The company recently implemented a system from US firm Splunk which enables it to search, monitor, and analyse machine-generated large datasets. Cummins said: “The more that goes into it, the more 'gold' that falls out the other end and, for us, the gold is the customer experience.”
"We're bringing in data that was always in different places, speaking in different languages. We're bringing it all into the ‘mothership’, and that's going to allow us to get a better view of the landscape, and give us opportunities to make improvements," he said. "Hopefully, our productivity will be better and our customer experience will be better.”
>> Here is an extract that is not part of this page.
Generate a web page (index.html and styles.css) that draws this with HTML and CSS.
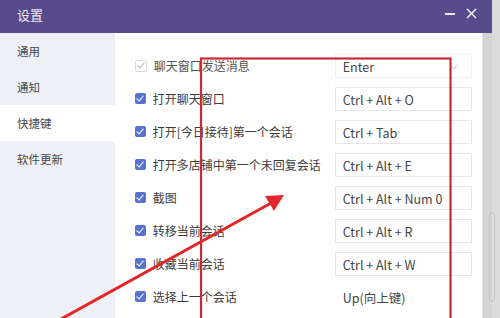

It is perhaps obvious that improving customer service, better targeting, greater efficiencies and cost reduction are all ultimately in the best interests of the consumer. But there is a problem. The problem is as big as big data itself and it’s the very personal relationship between individuals and their privacy.
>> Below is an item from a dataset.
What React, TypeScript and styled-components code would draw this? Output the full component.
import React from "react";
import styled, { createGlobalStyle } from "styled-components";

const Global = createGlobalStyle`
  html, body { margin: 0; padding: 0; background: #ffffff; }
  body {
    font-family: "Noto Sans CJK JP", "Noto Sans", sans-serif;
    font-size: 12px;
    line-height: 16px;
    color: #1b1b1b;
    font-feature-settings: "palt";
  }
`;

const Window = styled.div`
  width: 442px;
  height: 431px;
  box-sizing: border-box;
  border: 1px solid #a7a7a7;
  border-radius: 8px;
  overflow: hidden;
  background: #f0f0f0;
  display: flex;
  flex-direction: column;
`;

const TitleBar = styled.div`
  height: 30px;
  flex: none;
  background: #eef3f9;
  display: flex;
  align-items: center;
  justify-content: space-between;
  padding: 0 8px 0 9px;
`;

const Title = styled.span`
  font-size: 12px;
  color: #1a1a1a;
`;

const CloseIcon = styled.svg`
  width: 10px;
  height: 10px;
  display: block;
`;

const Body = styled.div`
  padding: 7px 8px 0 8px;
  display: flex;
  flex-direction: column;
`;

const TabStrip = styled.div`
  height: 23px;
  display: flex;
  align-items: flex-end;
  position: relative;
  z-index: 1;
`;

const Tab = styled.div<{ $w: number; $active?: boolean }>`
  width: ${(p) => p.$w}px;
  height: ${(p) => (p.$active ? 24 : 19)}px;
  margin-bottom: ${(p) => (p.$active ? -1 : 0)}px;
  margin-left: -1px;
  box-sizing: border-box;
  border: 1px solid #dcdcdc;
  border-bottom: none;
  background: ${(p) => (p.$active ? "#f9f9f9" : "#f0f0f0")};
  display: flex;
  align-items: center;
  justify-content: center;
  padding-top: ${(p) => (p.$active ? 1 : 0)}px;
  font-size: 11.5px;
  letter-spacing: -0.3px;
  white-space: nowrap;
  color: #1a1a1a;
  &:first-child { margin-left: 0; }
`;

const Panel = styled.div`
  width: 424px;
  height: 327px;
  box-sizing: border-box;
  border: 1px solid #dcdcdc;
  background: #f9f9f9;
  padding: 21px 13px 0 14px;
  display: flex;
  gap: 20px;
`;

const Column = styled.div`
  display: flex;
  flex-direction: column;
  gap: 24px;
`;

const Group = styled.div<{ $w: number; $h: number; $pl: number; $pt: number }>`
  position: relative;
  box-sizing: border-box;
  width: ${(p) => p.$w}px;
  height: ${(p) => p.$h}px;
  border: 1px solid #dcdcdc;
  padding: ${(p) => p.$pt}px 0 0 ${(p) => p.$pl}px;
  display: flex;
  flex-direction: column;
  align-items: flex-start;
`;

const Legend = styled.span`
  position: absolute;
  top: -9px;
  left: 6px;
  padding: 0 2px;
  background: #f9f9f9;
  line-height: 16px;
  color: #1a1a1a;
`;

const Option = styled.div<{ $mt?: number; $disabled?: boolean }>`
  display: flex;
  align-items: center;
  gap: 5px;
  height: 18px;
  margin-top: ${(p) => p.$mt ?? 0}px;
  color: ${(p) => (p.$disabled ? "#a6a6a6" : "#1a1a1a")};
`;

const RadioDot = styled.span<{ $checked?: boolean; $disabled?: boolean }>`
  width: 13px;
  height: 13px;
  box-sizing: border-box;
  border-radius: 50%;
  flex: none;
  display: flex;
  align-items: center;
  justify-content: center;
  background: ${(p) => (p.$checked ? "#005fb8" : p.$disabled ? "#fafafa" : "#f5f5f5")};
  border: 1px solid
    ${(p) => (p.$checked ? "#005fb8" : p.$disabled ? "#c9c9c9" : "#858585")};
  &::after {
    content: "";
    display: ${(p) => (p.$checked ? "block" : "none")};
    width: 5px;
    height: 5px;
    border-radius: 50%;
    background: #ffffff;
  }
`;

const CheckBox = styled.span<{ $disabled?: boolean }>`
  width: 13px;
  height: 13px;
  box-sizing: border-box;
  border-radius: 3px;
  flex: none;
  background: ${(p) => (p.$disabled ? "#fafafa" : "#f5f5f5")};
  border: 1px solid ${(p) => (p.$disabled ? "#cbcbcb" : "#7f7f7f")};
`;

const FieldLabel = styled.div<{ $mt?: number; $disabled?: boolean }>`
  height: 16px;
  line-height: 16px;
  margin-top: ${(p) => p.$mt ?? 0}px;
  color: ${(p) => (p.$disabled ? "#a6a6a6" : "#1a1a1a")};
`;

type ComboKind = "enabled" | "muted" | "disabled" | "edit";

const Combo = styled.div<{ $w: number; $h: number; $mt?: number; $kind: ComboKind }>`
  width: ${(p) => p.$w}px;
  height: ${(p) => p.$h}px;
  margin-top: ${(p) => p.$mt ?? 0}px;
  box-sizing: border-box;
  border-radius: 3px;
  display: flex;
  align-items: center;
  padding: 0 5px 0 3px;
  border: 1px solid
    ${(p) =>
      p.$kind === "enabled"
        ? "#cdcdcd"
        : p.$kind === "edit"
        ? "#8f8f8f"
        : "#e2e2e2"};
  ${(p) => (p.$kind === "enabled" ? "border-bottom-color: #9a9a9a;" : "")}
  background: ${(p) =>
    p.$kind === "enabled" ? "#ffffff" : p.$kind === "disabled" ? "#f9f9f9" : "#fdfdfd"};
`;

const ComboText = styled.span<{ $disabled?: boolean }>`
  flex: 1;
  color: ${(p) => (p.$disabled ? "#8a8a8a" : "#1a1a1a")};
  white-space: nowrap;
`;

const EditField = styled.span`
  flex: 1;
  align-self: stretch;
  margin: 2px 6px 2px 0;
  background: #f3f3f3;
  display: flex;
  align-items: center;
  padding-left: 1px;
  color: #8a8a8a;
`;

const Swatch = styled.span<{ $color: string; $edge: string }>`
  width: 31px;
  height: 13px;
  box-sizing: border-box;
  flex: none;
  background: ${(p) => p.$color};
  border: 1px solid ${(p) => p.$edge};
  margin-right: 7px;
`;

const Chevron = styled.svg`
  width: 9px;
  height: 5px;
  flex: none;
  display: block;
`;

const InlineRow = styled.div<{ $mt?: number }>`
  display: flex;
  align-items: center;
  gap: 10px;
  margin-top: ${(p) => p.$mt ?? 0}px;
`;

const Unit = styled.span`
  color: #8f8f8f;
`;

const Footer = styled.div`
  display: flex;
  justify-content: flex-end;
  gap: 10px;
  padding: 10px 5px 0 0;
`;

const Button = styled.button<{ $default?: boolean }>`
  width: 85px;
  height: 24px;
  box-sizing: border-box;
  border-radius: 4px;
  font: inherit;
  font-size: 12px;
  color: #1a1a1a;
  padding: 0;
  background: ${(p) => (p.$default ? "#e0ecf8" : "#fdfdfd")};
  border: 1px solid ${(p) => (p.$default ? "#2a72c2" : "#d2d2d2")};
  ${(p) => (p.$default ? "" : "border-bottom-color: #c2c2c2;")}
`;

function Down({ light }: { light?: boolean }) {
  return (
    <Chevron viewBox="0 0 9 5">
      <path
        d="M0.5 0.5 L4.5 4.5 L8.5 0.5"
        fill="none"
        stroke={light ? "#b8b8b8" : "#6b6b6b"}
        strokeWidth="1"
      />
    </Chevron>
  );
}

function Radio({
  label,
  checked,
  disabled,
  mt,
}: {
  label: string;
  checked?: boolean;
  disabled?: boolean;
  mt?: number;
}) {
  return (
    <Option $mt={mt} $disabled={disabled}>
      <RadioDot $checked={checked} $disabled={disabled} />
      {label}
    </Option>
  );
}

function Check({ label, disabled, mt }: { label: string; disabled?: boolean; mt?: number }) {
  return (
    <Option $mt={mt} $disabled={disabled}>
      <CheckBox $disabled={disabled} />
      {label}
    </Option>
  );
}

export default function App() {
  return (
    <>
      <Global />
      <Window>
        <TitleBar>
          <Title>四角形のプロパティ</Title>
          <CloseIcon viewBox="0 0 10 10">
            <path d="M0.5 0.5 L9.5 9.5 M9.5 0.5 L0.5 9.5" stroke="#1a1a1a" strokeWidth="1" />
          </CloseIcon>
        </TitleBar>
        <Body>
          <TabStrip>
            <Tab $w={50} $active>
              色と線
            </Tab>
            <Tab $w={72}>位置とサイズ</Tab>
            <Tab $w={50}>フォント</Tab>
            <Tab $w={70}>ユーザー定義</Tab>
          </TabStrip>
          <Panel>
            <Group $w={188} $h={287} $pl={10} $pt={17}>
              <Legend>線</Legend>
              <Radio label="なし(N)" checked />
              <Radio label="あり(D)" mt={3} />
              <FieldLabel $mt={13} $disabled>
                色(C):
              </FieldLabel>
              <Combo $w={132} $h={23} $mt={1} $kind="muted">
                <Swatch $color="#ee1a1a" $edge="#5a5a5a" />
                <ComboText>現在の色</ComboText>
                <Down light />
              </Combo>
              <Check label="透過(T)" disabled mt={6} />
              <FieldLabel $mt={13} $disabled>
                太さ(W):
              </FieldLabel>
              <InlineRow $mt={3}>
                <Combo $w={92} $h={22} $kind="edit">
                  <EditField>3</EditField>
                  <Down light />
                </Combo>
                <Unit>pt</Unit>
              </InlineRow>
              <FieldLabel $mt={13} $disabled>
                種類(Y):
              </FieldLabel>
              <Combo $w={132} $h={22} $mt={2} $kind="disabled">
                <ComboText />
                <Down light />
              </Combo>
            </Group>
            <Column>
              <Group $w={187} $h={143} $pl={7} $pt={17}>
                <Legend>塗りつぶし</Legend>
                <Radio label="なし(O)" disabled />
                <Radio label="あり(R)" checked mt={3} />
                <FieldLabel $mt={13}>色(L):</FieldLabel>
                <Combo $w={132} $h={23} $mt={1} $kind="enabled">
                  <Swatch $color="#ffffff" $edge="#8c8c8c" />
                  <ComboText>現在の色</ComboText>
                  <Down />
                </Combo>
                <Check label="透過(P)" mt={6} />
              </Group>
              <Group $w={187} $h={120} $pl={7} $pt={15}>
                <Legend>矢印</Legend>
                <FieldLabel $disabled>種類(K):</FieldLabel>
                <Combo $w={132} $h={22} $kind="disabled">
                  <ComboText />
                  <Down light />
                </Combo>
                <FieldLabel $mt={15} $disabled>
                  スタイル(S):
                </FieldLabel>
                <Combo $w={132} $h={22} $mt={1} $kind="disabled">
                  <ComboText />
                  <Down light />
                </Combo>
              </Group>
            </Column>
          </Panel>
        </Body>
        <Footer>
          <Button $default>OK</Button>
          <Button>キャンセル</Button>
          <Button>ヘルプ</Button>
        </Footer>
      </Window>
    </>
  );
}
To a greater or lesser extent we all value our privacy – for some, this extends to wanting very strict control over what others know and understand about them, for others, it’s more of a commodity to be knowingly exchanged for better deals, better service or fun. Regardless of the size of our own privacy “bubble”, we need to recognise that a boundary does exist between what we want others to know and what we don’t.
It’s much more than a desirable thing – Article 8 of the Human Rights Act states : “(1) Everyone has the right for his private and family life, his home and his correspondence.”
From this fundamental right many other laws and controls have stemmed – currently UK legislation in the form of the Data Protection Act includes prescribed limits on how we gather data, what we can use it for and how long it should be kept.
The tension in the relationship between Big Data and the Data Subject is really down to the ability today to combine multiple, huge, disparate data sources in ways that were perhaps never intended. For example, the well-documented case involving retailer Target in the US is revealing. Newspaper headlines focused on an angry dad in Minneapolis who stormed into a Target store demanding an explanation as to why his teenage daughter had been sent ads for maternity clothes and nursery furniture. She wasn’t pregnant – or was she? And how did Target know before her own family?
This isn’t the only example - social data today is being increasingly incorporated into retail contact strategies without enough thought for the privacy consequences. These could be much more than upsetting consumers - the appetite for punitive action by the ICO is seemingly on the increase. The recent, more stringent, PECR guidelines also hint towards a less tolerant regime. We wait with interest to see how the proposed EU General Data Protection Regulation evolves…
So what specifically should we be concerned about right now? There are (at least) 3 specific areas of concern within the existing Data Protection legislation that may undermine the basic approach of big data programmes. The first is Principle 2 of the Data Protection Act: “Personal data shall be obtained only for one or more specified and lawful purposes, and shall not be further processed in any manner incompatible with that purpose or those purposes.”
Is it reasonable that when I post an update on Twitter or Facebook the update is then used by businesses to refine my profile for targeting? For seasoned data professionals and “switched-on” data exchangers this might be expected behaviour - but for many this simply cannot be true. According to a Deloitte report, “Data Nation 2013: Balancing growth and responsibility”, just 35 per cent of people are fully aware about how their information is collected and used by businesses.
Indeed, the report suggests that the collection of new types of data from sources including smartphones and social media is to blame for the fall in awareness of about how data is used to personalise offers and services. The matter of specificity is of vital importance here and is probably roundly ignored when it comes to the aggregation of multiple sources for big data applications. This must be investigated and rectified to ensure that the data underpinning these applications can actually be used.
Secondly, Principle 3 of the DPA: “Personal data shall be adequate, relevant and not excessive in relation to the purpose or purposes for which they are processed.” When an individual posts social media data, or buys retail products, or simply browses the web, do they realistically expect that their data is being used for profile building or targeting?
It may be the case that an individual’s permissions have been gathered for parts of the data. But aggregating data in this way doesn’t necessarily mean that those permissions are still valid. In reality, how transparent is this to the individual? The aggregation of large volumes of personal data probably leads to a situation where the individual may regard the aggregate to be excessive for the original purpose.
Thirdly, Principle 5: “Personal data processed for any purpose or purposes shall not be kept for longer than is necessary for that purpose or those purposes.” Data retention is a hot topic - data does need to be retained for many valid reasons, such as proof of purchase, tax reasons, legal holds and many others. However, according to ICO, ”you should not hold personal data on the off-chance that it might be useful in the future”. This appears to fly in the face of building large, aggregated pools of data for analytical purposes. De-personalisation may be part of the answer, but the guidelines here are also being tightened beyond the norm for many.
Real big data programmes clearly have some massive potential benefits and some huge potential problems. So how do we make this troubled marriage of opportunity and privacy into a stable long-term relationship? The answer is straightforward – our data relationships with individuals must be clear, transparent and give control to the data subject. The point is that the individual must really understand what is happening and it's unclear that current approaches to data protection really do that.
The good news is that, as public perception of these practices increases and the concept of a value exchange between the data subject and organisations becomes commonplace, the reasonable expectation of use will change – perhaps leading to more straight forward privacy regime. Until then, this relationship will continue to be a volatile and rocky one.